I’ve been studying Western (mostly UK) media quite closely for a few years. One of the features of the Western media is that there are two levels of operation. Individual journalists in the field sometimes report what they see and hear. However; at the editorial line there is strict observance of the official line. The official line on foreign affairs is essentially whatever the US State Department is currently saying. As an example; it is possible to find multiple examples from journalists actually in Eastern Ukraine of their meeting people who are, very loosely speaking, “pro-Russian”. However; at the editorial level you will never hear this. The official line is that the conflict in Donbas was entirely the result of Russian agitation and infiltration. So; this is what the editors say. Obviously individual journalists understand that, as in any business, their career will advance faster if they say what the people above them in the management-chain want them to say and so, often, they will frame even field reports to conform to the official line; but, from time time, reality seeps in. (Eastern Ukraine was probably a bit of a special case because Kiev unexpectedly took back a lot of land in late 2022 and journalists following in their wake met a lot of ordinary Ukrainians – and this all happened probably before the editors in London and Bonn could get a handle on the situation).
Editors, of the UK media, are mostly based in London. They are close to politicians and to members of the many “think-tanks” in London. Many of these “think-tanks” are linked to NATO or Western militaries, and the US corporate world, through networks that involve personnel transfers and funding. They belong to the same “set”. They all see the world the same way. They all march in step.

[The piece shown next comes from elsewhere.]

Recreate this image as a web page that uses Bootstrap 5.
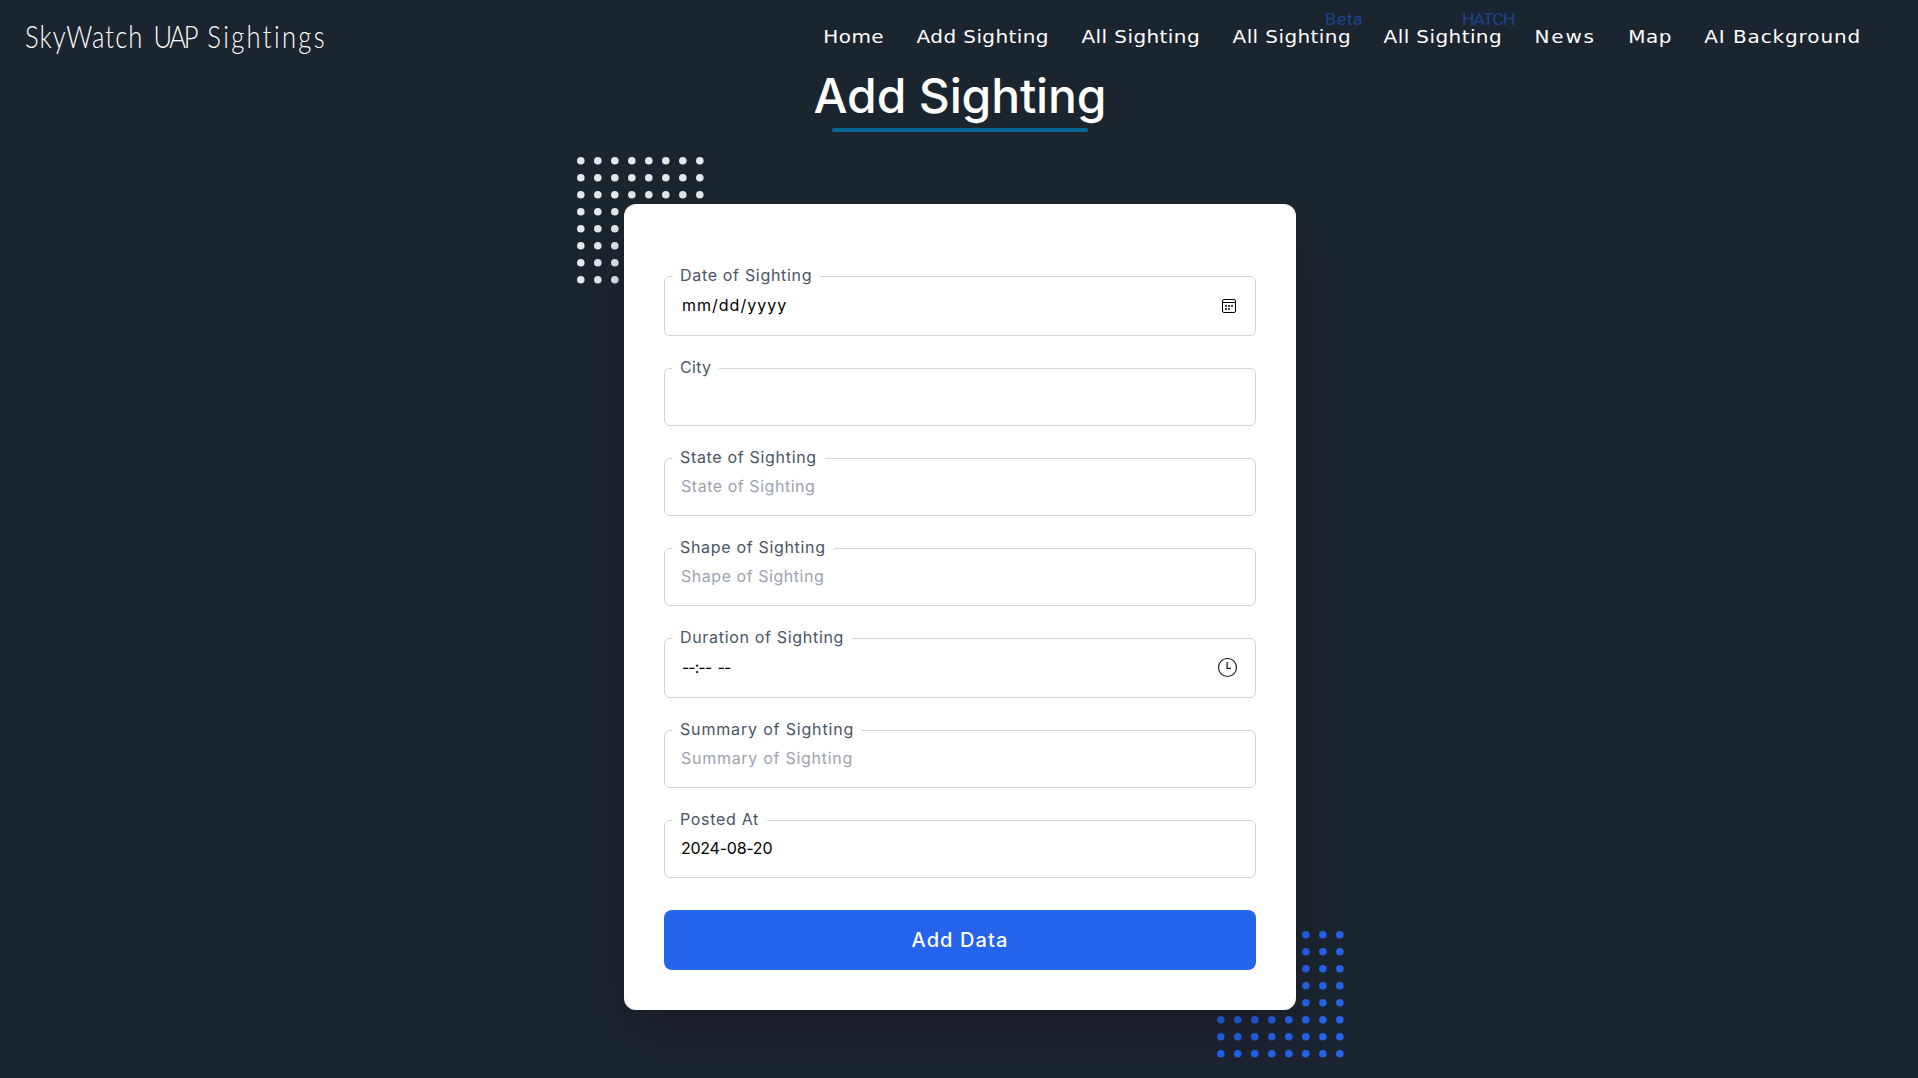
<!DOCTYPE html>
<html lang="en">
<head>
    <meta charset="UTF-8">
    <meta content="width=device-width, initial-scale=1.0" name="viewport">
    <title>SkyWatch UAP Sightings</title>
    <link href="https://cdn.jsdelivr.net/npm/bootstrap@5.3.0/dist/css/bootstrap.min.css" rel="stylesheet">
    <style>
        body {
            background: #1b2530;
            color: white;
            font-family: Inter, "Liberation Sans", sans-serif;
            min-height: 100vh;
            overflow: hidden;
        }
        .sky-nav {
            height: 68px;
            padding: 16px 57px 0 25px;
        }
        .sky-brand {
            font: 300 32px/40px Lato, sans-serif;
            color: white;
            transform: scaleX(.8);
            transform-origin: left;
            gap: 12.5px;
            white-space: nowrap;
        }
        .sky-brand span:nth-child(1) { letter-spacing: 1.3px; }
        .sky-brand span:nth-child(2) { letter-spacing: -2.9px; margin-right: 1.4px; }
        .sky-brand span:nth-child(3) { letter-spacing: 2.9px; }
        .sky-links {
            font: 18px/28px "DejaVu Sans", sans-serif;
            gap: 29.3px;
            padding-top: 7px;
            transform: scaleX(1.111);
            transform-origin: right;
        }
        .sky-links a {
            color: white;
            text-decoration: none;
            letter-spacing: .37px;
            white-space: nowrap;
        }
        .sky-links .wide-word { letter-spacing: 1.6px; }
        .sky-links .wide-phrase { letter-spacing: .8px; }
        .tag {
            position: absolute;
            top: -15px;
            right: -11px;
            font: 16px/24px Roboto, sans-serif;
            letter-spacing: .5px;
            color: #1d4291;
        }
        .tag-caps { letter-spacing: -1px; }
        .page-title {
            font: 500 48px/56px Inter, sans-serif;
            letter-spacing: -.15px;
        }
        .title-bar {
            width: 256px;
            height: 4px;
            margin-top: 4px;
            background: #036796;
        }
        .form-wrap {
            width: 672px;
            margin-top: 72px;
        }
        .dots {
            position: absolute;
            width: 127px;
            height: 127px;
        }
        .dots-top { left: -47px; top: -47px; color: #e5e7eb; }
        .dots-bottom { right: -48px; bottom: -48px; color: #2563eb; }
        .sheet {
            position: relative;
            background: white;
            border-radius: 12px;
            padding: 72px 40px 40px;
            box-shadow: 0 25px 50px -12px rgba(22, 10, 26, .4);
        }
        .field {
            position: relative;
            height: 58px;
            border: 1px solid #d1d5db;
            border-radius: 6px;
        }
        .field-tall { height: 60px; }
        .field label {
            position: absolute;
            top: -14.5px;
            left: 7px;
            padding: 0 8px;
            background: white;
            color: #4b5563;
            line-height: 24px;
            letter-spacing: .68px;
        }
        .field .short-label { letter-spacing: .3px; }
        .field .long-label { letter-spacing: .83px; }
        .field .form-control {
            border: none;
            background: none;
            color: black;
            height: 24px;
            padding: 0 16px;
            margin-top: 15px;
            line-height: 24px;
            letter-spacing: -.25px;
        }
        .field .form-control::placeholder {
            color: #9ca3af;
            letter-spacing: .54px;
        }
        .field #summary::placeholder { letter-spacing: .72px; }
        .field .date-part { letter-spacing: 1px; padding-left: 17px; margin-top: 16px; }
        .field .time-part { letter-spacing: -1px; word-spacing: 3px; padding-left: 17px; margin-top: 16px; }
        .btn-add {
            height: 60px;
            border-radius: 8px;
            background: #2563eb;
            color: white;
            font-size: 20px;
            font-weight: 500;
            letter-spacing: 1.1px;
        }
        .btn-add:hover {
            background: #1d4ed8;
            color: white;
        }
    </style>
</head>
<body>
    <nav class="sky-nav d-flex justify-content-between align-items-start">
        <a class="sky-brand d-inline-flex text-decoration-none" href="#"><span>SkyWatch</span><span>UAP</span><span>Sightings</span></a>
        <div class="sky-links d-flex">
            <a href="#">Home</a>
            <a href="#">Add Sighting</a>
            <a href="#">All Sighting</a>
            <a class="position-relative" href="#">All Sighting<span class="tag">Beta</span></a>
            <a class="position-relative" href="#">All Sighting<span class="tag tag-caps">HATCH</span></a>
            <a class="wide-word" href="#">News</a>
            <a href="#">Map</a>
            <a class="wide-phrase" href="#">AI Background</a>
        </div>
    </nav>

    <main class="d-flex flex-column align-items-center" style="padding-left: 2px">
        <h1 class="page-title m-0">Add Sighting</h1>
        <div class="title-bar rounded-pill"></div>

        <div class="form-wrap position-relative">
            <svg class="dots dots-top" viewBox="0 0 127 127" fill="currentColor">
                <pattern id="grid" width="17" height="17" patternUnits="userSpaceOnUse">
                    <circle cx="3.8" cy="3.8" r="3.8"/>
                </pattern>
                <rect width="127" height="127" fill="url(#grid)"/>
            </svg>
            <svg class="dots dots-bottom" viewBox="0 0 127 127" fill="currentColor">
                <pattern id="grid-blue" width="17" height="17" patternUnits="userSpaceOnUse">
                    <circle cx="3.8" cy="3.8" r="3.8"/>
                </pattern>
                <rect width="127" height="127" fill="url(#grid-blue)"/>
            </svg>

            <form class="sheet d-flex flex-column">
                <div class="d-flex flex-column" style="gap: 32px">
                    <div class="field field-tall d-flex">
                        <label for="date">Date of Sighting</label>
                        <input class="form-control date-part" id="date" type="text" value="mm/dd/yyyy">
                        <svg class="flex-shrink-0 align-self-center me-3" width="20" height="16" viewBox="0 0 20 16" fill="none">
                            <rect x="3.5" y="1.5" width="13" height="13" rx="1.5" stroke="black"/>
                            <path d="M4 4.5h12" stroke="black"/>
                            <path d="M6 7h2v2H6zM9 7h2v2H9zM12 7h2v2h-2zM6 10h2v2H6zM9 10h2v2H9z" fill="#444"/>
                        </svg>
                    </div>
                    <div class="field">
                        <label class="short-label" for="city">City</label>
                        <input class="form-control" id="city" type="text">
                    </div>
                    <div class="field">
                        <label for="state">State of Sighting</label>
                        <input class="form-control" id="state" type="text" placeholder="State of Sighting">
                    </div>
                    <div class="field">
                        <label for="shape">Shape of Sighting</label>
                        <input class="form-control" id="shape" type="text" placeholder="Shape of Sighting">
                    </div>
                    <div class="field field-tall d-flex">
                        <label for="duration">Duration of Sighting</label>
                        <input class="form-control time-part" id="duration" type="text" value="--:-- --">
                        <svg class="flex-shrink-0 align-self-center me-3" width="22" height="20" viewBox="0 0 22 20" fill="none" stroke="#222">
                            <circle cx="10.5" cy="9.5" r="9" stroke-width="1.2"/>
                            <path d="M10.1 4v6.4h3.9" stroke-width="1.3"/>
                        </svg>
                    </div>
                    <div class="field">
                        <label class="long-label" for="summary">Summary of Sighting</label>
                        <input class="form-control" id="summary" type="text" placeholder="Summary of Sighting">
                    </div>
                    <div class="field">
                        <label for="posted">Posted At</label>
                        <input class="form-control" id="posted" type="text" value="2024-08-20">
                    </div>
                    <button class="btn btn-add w-100" type="button">Add Data</button>
                </div>
            </form>
        </div>
    </main>
    <script src="https://cdn.jsdelivr.net/npm/bootstrap@5.3.0/dist/js/bootstrap.bundle.min.js"></script>
</body>
</html>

This is why it is significant that, today, the Guardian is running multiple stories about how it might be time to tell Ukraine to seek peace. US officials (unnamed) are briefing that it might be time and that Ukraine has until the end of the year to either do something on the battlefield or seek peace. The Guardian also reports statements of support for Ukraine from the absurd* Ursula von der Leyden of the EU Commission but, the reported at least, statements could be interpreted not to mean military support but support for Ukraine to join the EU and for “Russia to be made to pay”. This could mean that military support is silently being side-lined.
Why now? Obviously the struggles of the US Presidency to get the next tranche of Ukraine aid through Congress is a significant factor. Increasing numbers of Americans are sceptical about endlessly funding Ukraine, and Presidential elections are looming. Another factor is the Palestinian-Israeli conflict. On the one hand this provides excellent cover to quietly slip away from Ukraine. This is what they did in Afghanistan; the US and UK stayed in Afghanistan long after it was clear that their plan to install a Western-style “democracy” had, predictably enough, absolutely failed. But no leader wanted to be the one to order the pull out and take the public flak for the expensive (in lives and money) flop. Eventually, they did it under cover of the pandemic. Right now the Israel-Palestine conflict is pushing Ukraine off the front-pages so it is a good moment to change tack here. The second reason is that probably what happens in the Middle-East is considered more important than Ukraine given the dependency of Western economies on Gulf oil. They, perhaps, want to concentrate on the Middle East.
All this is good news. If the idea now is to seek to settle the conflict; at least to the point of a ceasefire which permits the rump state of Ukraine to join the EU that could at least mean less people die. It may, though, not be quite as simple as they think; as long as the West is still pushing the idea of putting Ukraine, or what is left of it, into NATO Russia has a (legitimate) security concern. Also; one suspects that even if they seek to force Ukraine to seek peace, the EU will try to continue sanctions and even seek reparations in order to save face. This would not look like a peace deal and there is a question as to how Russia would respond to an offer which amounted to some kind of territorial concession by Ukraine without the geopolitical questions resolved. Still; at least this would be a step in the right direction.
* “Good to be back in Kyiv for my 6th war time visit.” Ursula von der Leyden – she seems to love this war; she always beams from ear to ear as she is shown around Kiev.